* Aim of the task *
Lines containing the string "that" are to be collected in full.

* Record set *
- - -

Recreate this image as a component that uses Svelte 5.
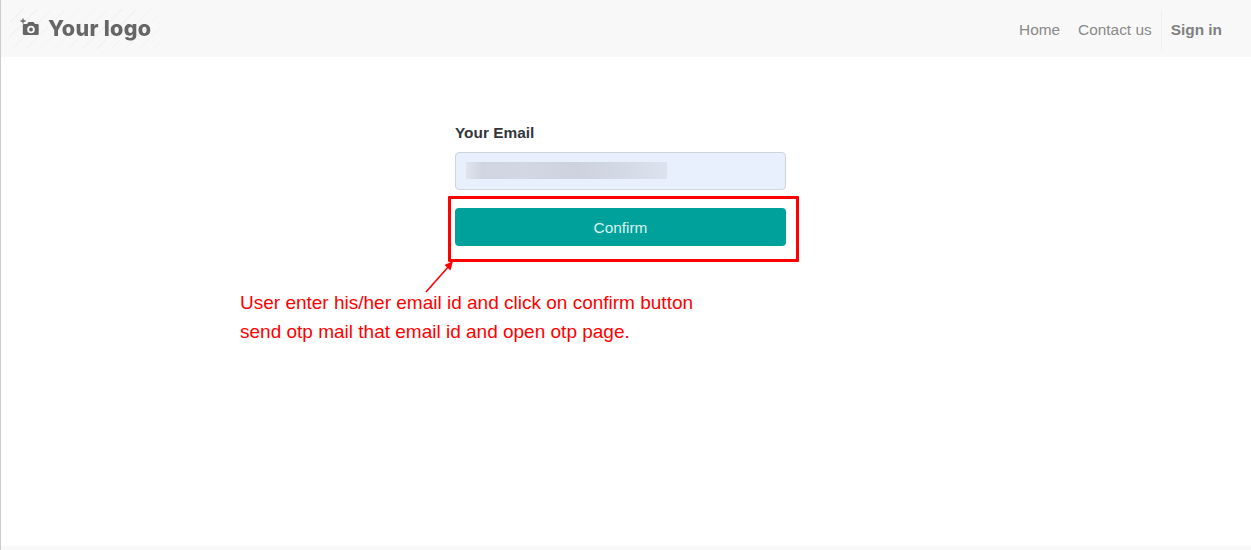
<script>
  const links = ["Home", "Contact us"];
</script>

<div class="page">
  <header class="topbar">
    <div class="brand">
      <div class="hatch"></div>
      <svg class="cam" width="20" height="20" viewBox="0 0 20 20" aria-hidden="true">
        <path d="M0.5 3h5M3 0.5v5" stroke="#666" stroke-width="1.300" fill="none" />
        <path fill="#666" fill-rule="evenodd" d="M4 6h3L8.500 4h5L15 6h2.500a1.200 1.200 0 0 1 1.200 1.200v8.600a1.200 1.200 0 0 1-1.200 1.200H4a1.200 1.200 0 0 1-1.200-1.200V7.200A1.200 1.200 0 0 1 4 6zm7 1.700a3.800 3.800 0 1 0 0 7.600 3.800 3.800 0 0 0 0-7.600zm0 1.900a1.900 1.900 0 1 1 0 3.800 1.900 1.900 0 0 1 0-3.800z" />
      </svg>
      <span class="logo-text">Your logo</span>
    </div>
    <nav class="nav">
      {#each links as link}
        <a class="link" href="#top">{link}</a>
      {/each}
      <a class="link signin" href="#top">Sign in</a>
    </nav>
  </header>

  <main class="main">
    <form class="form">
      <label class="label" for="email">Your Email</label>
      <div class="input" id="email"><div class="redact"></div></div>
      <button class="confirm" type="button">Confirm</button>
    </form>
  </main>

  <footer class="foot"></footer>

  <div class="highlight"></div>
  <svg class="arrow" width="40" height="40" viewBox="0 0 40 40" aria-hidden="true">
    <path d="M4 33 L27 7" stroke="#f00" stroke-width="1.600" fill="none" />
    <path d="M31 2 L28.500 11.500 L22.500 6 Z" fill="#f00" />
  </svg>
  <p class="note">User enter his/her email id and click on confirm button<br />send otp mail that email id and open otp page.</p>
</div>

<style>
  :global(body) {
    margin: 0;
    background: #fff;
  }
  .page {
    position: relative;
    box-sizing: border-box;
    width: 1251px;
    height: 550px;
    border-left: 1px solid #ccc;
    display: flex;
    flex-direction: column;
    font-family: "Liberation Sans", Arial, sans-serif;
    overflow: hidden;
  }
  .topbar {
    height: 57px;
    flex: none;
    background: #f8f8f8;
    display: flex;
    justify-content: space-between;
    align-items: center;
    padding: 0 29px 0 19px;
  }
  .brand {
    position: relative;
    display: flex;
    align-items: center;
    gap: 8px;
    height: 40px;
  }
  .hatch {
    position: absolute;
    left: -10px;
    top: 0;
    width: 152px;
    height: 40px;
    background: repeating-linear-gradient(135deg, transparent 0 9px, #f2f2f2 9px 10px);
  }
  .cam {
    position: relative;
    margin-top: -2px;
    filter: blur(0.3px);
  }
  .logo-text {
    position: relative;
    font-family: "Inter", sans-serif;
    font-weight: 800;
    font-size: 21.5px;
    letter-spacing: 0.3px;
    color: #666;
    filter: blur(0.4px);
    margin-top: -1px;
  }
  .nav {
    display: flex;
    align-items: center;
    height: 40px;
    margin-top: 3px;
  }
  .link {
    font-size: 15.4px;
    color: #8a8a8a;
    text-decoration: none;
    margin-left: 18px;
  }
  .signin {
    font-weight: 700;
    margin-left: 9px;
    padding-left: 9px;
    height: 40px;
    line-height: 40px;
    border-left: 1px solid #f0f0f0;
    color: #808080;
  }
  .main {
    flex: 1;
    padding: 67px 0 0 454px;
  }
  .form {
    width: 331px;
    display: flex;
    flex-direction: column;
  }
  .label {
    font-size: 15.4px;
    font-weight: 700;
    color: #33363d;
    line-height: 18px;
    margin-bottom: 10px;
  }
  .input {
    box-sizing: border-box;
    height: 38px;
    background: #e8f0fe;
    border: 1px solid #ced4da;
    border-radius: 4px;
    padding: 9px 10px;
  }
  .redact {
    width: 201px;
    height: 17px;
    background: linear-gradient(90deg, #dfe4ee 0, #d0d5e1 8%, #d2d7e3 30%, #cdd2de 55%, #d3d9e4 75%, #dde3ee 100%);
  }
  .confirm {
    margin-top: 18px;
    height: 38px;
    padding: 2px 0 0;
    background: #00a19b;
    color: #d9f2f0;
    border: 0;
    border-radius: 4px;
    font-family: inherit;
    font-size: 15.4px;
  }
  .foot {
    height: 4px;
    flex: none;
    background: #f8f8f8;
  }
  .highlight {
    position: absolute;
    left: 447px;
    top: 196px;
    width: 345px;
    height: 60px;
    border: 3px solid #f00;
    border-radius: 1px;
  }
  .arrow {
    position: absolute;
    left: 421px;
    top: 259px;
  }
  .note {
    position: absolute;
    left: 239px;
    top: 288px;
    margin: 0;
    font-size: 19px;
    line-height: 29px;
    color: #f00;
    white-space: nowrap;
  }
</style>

- - -

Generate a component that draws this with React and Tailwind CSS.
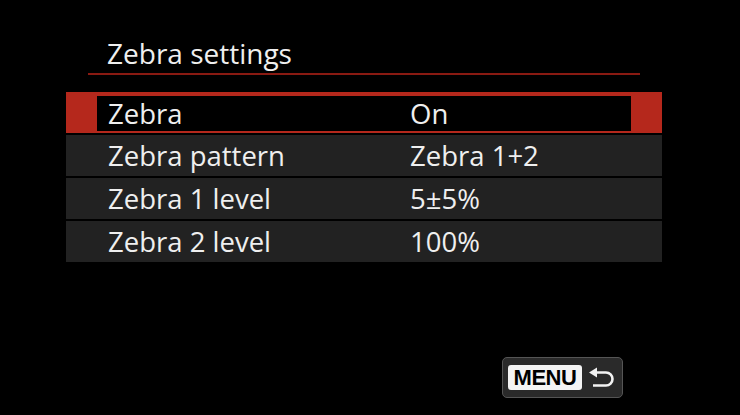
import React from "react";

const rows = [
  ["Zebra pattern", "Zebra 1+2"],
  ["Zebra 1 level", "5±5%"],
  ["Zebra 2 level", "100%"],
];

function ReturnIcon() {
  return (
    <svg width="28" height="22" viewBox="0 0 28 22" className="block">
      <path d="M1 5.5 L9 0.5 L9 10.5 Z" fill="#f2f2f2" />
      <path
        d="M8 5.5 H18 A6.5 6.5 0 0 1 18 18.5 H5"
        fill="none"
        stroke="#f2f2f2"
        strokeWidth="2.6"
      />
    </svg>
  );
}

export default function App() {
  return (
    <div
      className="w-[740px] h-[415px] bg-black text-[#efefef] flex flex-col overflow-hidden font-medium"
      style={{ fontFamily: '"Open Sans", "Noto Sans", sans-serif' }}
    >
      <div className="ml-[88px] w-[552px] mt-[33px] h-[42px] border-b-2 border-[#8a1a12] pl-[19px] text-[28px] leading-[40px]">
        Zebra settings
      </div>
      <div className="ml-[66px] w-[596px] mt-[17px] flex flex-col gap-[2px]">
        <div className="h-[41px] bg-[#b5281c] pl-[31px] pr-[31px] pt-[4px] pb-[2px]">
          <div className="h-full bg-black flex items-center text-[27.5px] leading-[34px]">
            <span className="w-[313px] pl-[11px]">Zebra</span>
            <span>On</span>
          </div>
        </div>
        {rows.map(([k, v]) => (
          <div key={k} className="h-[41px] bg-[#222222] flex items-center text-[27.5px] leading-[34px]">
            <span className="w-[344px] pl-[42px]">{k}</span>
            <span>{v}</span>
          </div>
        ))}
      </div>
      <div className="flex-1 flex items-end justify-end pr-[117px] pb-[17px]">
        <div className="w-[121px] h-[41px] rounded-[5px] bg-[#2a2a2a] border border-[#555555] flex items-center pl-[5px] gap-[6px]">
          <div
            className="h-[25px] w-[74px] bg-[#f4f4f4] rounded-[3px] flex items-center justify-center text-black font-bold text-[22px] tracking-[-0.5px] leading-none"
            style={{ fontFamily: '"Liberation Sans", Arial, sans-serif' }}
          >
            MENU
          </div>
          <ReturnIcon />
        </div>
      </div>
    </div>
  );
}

- - -

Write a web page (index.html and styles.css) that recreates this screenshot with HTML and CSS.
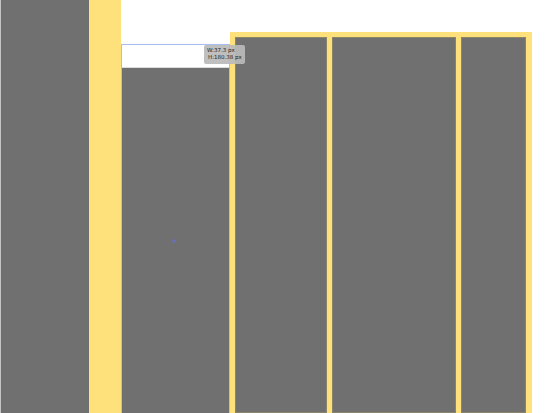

- - -

* Response for this exercise *
Recreate this image as a component that uses Svelte 5.
  <p class="note">User enter his/her email id and click on confirm button<br />send otp mail that email id and open otp page.</p>
Generate a component that draws this with React and Tailwind CSS.
Write a web page (index.html and styles.css) that recreates this screenshot with HTML and CSS.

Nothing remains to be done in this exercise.